La loi devait permettre aux fournisseurs alternatifs d'électricité d'EDF de se trouver dans des conditions de concurrence équivalentes afin de constituer un prix qui serait le reflet des conditions connues par les entreprises alternatives. En synthèse, la loi visait le développement de la concurrence sur un marché qui était alors relativement peu ouvert.
Dans sa lettre du 15 septembre 2009, le Premier ministre indiquait la chose suivante : « […] il s'agit de donner aux fournisseurs alternatifs un droit d'accès à la production électrique de base d'EDF (ci-après "accès régulé à la base"), aux conditions économiques du parc nucléaire historique, en fonction de leur portefeuille prévisionnel de clients en France, dans des conditions équivalentes à celles dont dispose EDF. […] S'agissant d'une régulation asymétrique d'un acteur dominant, le dispositif d'accès à la base régulée aurait vocation à être proportionné à l'objectif de développement de la concurrence, c'est-à-dire à traiter uniquement l'avantage incomparable dont bénéficie l'opérateur dominant. Dans cette perspective, le dispositif doit être globalement plafonné ». Il a été plafonné à 100 TWh, la commission européenne, dans l'échange de lettres avec le Premier ministre, évoquant un plafonnement au moins égal à 100 TWh.
Cette ouverture des marchés n'a pas démarré facilement, car elle pouvait intervenir uniquement si les tarifs étaient contestables, le Parlement ayant demandé un temps de latence pour ce faire. La loi prévoyait qu'à partir du 1er janvier 2016, la CRE prendrait la responsabilité d'adresser la proposition d'évolution tarifaire. Ensuite, le Gouvernement disposait d'un délai de deux mois pour s'y opposer. Le développement de la concurrence était extrêmement lent pendant le déroulement de cette procédure. Concrètement, des retards sur les tarifs entre 2011 et 2015 ont eu lieu, car les gouvernements n'étaient pas enclins à faire passer des évolutions tarifaires trop importantes, notamment pour les consommateurs domestiques.
Par ailleurs, un accord avait été passé entre les fournisseurs alternatifs et le ministre chargé de l'énergie. Il prévoyait l'application de trois évolutions tarifaires en trois ans pour rééquilibrer les tarifs réglementés vis-à-vis de la réalité des coûts.
La troisième évolution n'a pas abouti, car Madame Royal estimait qu'il était préférable, du moins du point de vue politique, de passer directement à un système d'empilement des tarifs, qui amenait une augmentation moindre. Par conséquent, la mécanique concurrentielle a vraiment débuté à partir de 2015.
Nous pouvons reconnaître qu'aujourd'hui, le marché est ouvert.
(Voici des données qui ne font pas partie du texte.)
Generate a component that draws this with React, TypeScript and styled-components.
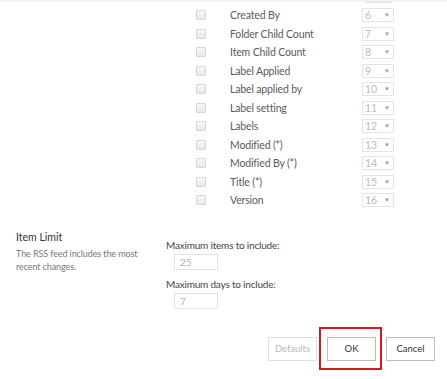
import React from "react";
import styled, { createGlobalStyle } from "styled-components";

const Global = createGlobalStyle`
  html, body { margin: 0; padding: 0; background: #ffffff; }
  body { font-family: Lato, "Open Sans", sans-serif; color: #444; }
`;

const Page = styled.div`
  width: 447px;
  height: 379px;
  overflow: hidden;
  position: relative;
  background: #fff;
`;

const TopEdge = styled.div`
  height: 2px;
  background: #f1f1f1;
  display: flex;
  justify-content: flex-end;
  padding-right: 55px;
  margin-bottom: 4px;
`;

const EdgeStub = styled.div`
  width: 27px;
  height: 2px;
  border-bottom: 1px solid #e2e2e2;
`;

const FieldList = styled.div`
  display: flex;
  flex-direction: column;
  padding-left: 196px;
`;

const FieldRow = styled.div`
  height: 18.5px;
  display: grid;
  grid-template-columns: 34px 134px 28px;
  align-items: center;
`;

const Check = styled.span`
  width: 8px;
  height: 8px;
  border: 1px solid #d6d6d6;
  background: linear-gradient(#f6f6f6, #e9e9e9);
  border-radius: 1px;
`;

const FieldName = styled.span`
  font-size: 10.5px;
  letter-spacing: -0.15px;
  color: #5a5a5a;
  white-space: nowrap;
`;

const OrderSelect = styled.div`
  width: 25px;
  height: 12px;
  border: 1px solid #e3e3e3;
  display: flex;
  align-items: center;
  justify-content: space-between;
  padding: 0 3px 0 2px;
  box-sizing: content-box;
  margin-left: -2px;
`;

const OrderNum = styled.span`
  font-size: 10.5px;
  color: #bcbcbc;
  line-height: 1;
`;

const Caret = styled.span`
  font-size: 6px;
  color: #9a9a9a;
  line-height: 1;
`;

const LimitSection = styled.div`
  display: grid;
  grid-template-columns: 166px 1fr;
  padding-left: 16px;
  margin-top: 20px;
`;

const SectionInfo = styled.div`
  display: flex;
  flex-direction: column;
  padding-right: 8px;
`;

const SectionTitle = styled.div`
  font-size: 10.5px;
  color: #333;
  line-height: 14px;
`;

const SectionDesc = styled.div`
  font-size: 9px;
  letter-spacing: -0.1px;
  color: #777;
  line-height: 13px;
  margin-top: 3px;
  max-width: 128px;
`;

const Fields = styled.div`
  display: flex;
  flex-direction: column;
  margin-left: -16px;
  padding-top: 8px;
`;

const FieldLabel = styled.div`
  font-size: 10px;
  letter-spacing: -0.2px;
  color: #444;
  line-height: 14px;
`;

const NumberBox = styled.div`
  width: 44px;
  height: 16px;
  border: 1px solid #e2e2e2;
  margin: 2px 0 7px 8px;
  font-size: 10px;
  color: #b0b0b0;
  display: flex;
  align-items: center;
  padding-left: 5px;
  box-sizing: border-box;
`;

const ButtonBar = styled.div`
  display: flex;
  justify-content: flex-end;
  gap: 10px;
  padding-right: 12px;
  margin-top: 21px;
`;

const Button = styled.div<{ $disabled?: boolean }>`
  width: 49px;
  height: 24px;
  box-sizing: border-box;
  border: 1px solid ${(p) => (p.$disabled ? "#e0e0e0" : "#bdbdbd")};
  color: ${(p) => (p.$disabled ? "#b8b8b8" : "#333")};
  font-size: 9.5px;
  display: flex;
  align-items: center;
  justify-content: center;
  background: #fff;
`;

const Highlight = styled.div`
  position: relative;
`;

const HighlightRing = styled.div`
  position: absolute;
  left: -8px;
  top: -10px;
  width: 63px;
  height: 43px;
  box-sizing: border-box;
  border: 2px solid #d41920;
  pointer-events: none;
`;

const fields = [
  "Created By",
  "Folder Child Count",
  "Item Child Count",
  "Label Applied",
  "Label applied by",
  "Label setting",
  "Labels",
  "Modified (*)",
  "Modified By (*)",
  "Title (*)",
  "Version",
];

export default function App() {
  return (
    <Page>
      <Global />
      <TopEdge>
        <EdgeStub />
      </TopEdge>
      <FieldList>
        {fields.map((f, i) => (
          <FieldRow key={f}>
            <Check />
            <FieldName>{f}</FieldName>
            <OrderSelect>
              <OrderNum>{i + 6}</OrderNum>
              <Caret>▼</Caret>
            </OrderSelect>
          </FieldRow>
        ))}
      </FieldList>
      <LimitSection>
        <SectionInfo>
          <SectionTitle>Item Limit</SectionTitle>
          <SectionDesc>The RSS feed includes the most recent changes.</SectionDesc>
        </SectionInfo>
        <Fields>
          <FieldLabel>Maximum items to include:</FieldLabel>
          <NumberBox>25</NumberBox>
          <FieldLabel>Maximum days to include:</FieldLabel>
          <NumberBox>7</NumberBox>
        </Fields>
      </LimitSection>
      <ButtonBar>
        <Button $disabled>Defaults</Button>
        <Highlight>
          <Button>OK</Button>
          <HighlightRing />
        </Highlight>
        <Button>Cancel</Button>
      </ButtonBar>
    </Page>
  );
}
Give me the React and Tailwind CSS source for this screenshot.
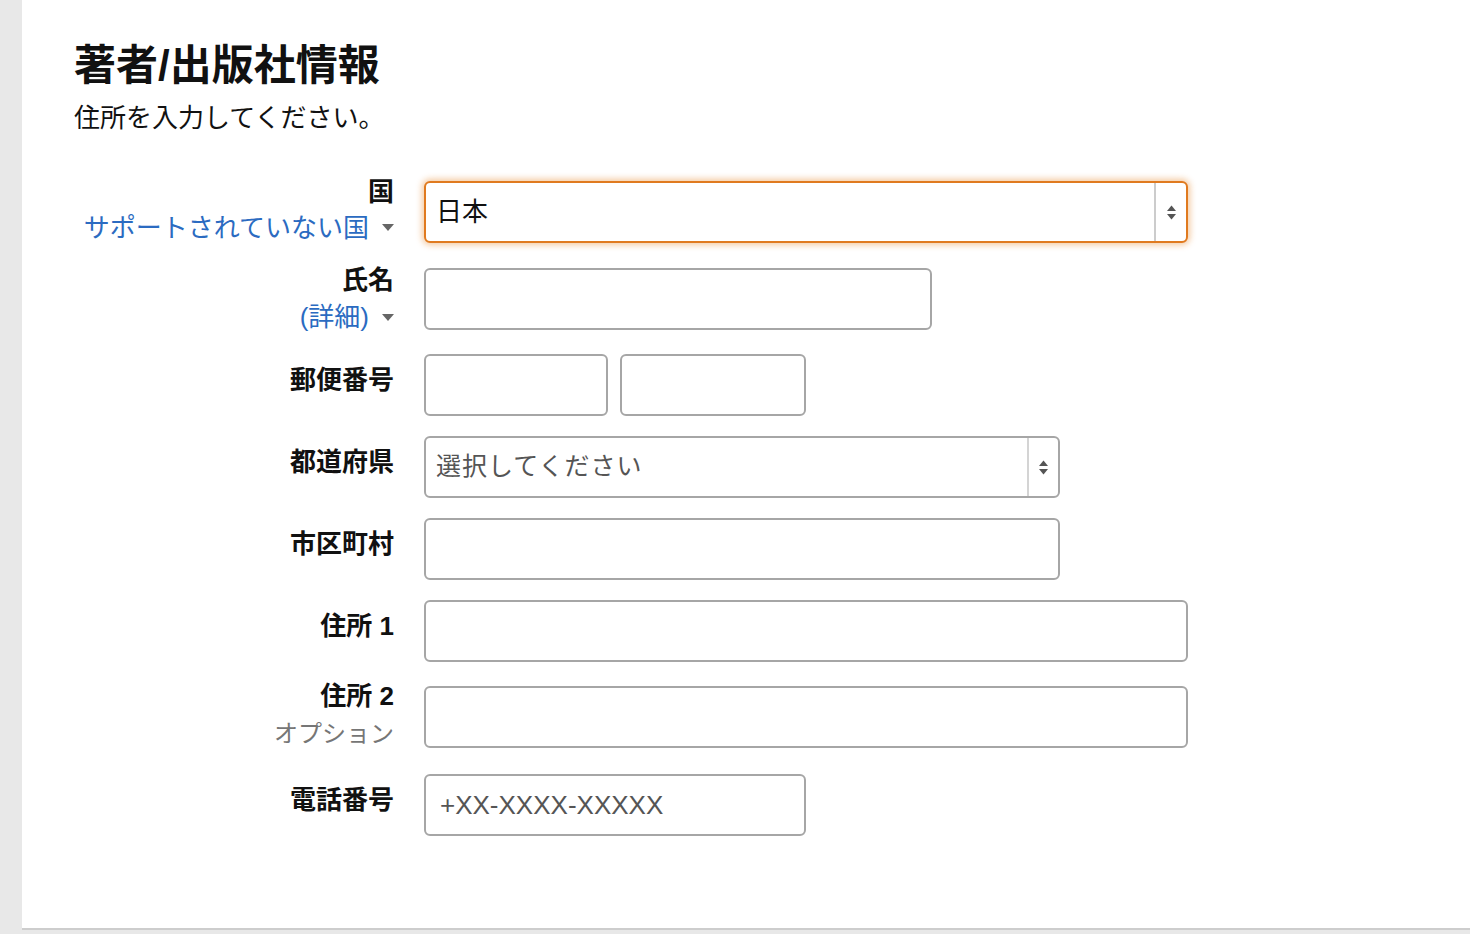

Par ailleurs, certains débats assez divergents avaient lieu au sujet de la courbe d'endettement d'EDF de 2011 à 2025 et le mode de calcul entre, d'un côté, les interlocuteurs d'EDF et, de l'autre, la CRE et les économistes. Jean-Bernard Lévy s'était présenté devant la CRE et il avait expliqué qu'EDF rencontrait un problème de financement de ses besoins d'investissements au regard du prix de l'ARENH. Par exemple, un point de désaccord portait sur le niveau des tarifs d'utilisation des réseaux de transport et de distribution, à savoir le TURPE. Concrètement, M. Lévy avait besoin que ce niveau soit suffisamment élevé pour qu'un dividende puisse être payé à la maison mère. Nous avions eu un réel différend sur le sujet, tant avec la ministre, qu'avec EDF et ERDF. Cette situation a finalement abouti devant le Conseil d'État, qui nous a donné raison à 98 %.
En conclusion, la problématique de l'ARENH avait répondu à une grande partie des objectifs fixés initialement. J'ai par ailleurs été quelque peu surpris par le discours des uns et des autres sur le « poison » de l'ARENH pour EDF, qui fait face à un faisceau de problématiques. L'ARENH n'était cependant pas déployé pour aider EDF puisqu'il allait entraîner une perte de clients. Toutefois, il était nécessaire, dès l'année 1996, de réfléchir à la manière dont EDF allait répondre à la problématique de la concurrence et des investissements. Une partie de ces sujets ont été résolus par la remontée des prix de l'électricité lors des quatre premières années suivant la première directive. En tant que citoyen plutôt que régulateur, j'estime qu'EDF aurait dû réformer son système de fonctionnement dès les premières années pour s'adapter à une situation de concurrence. Pour ce faire, l'exécutif aurait cependant peut-être dû laisser EDF travailler plus librement.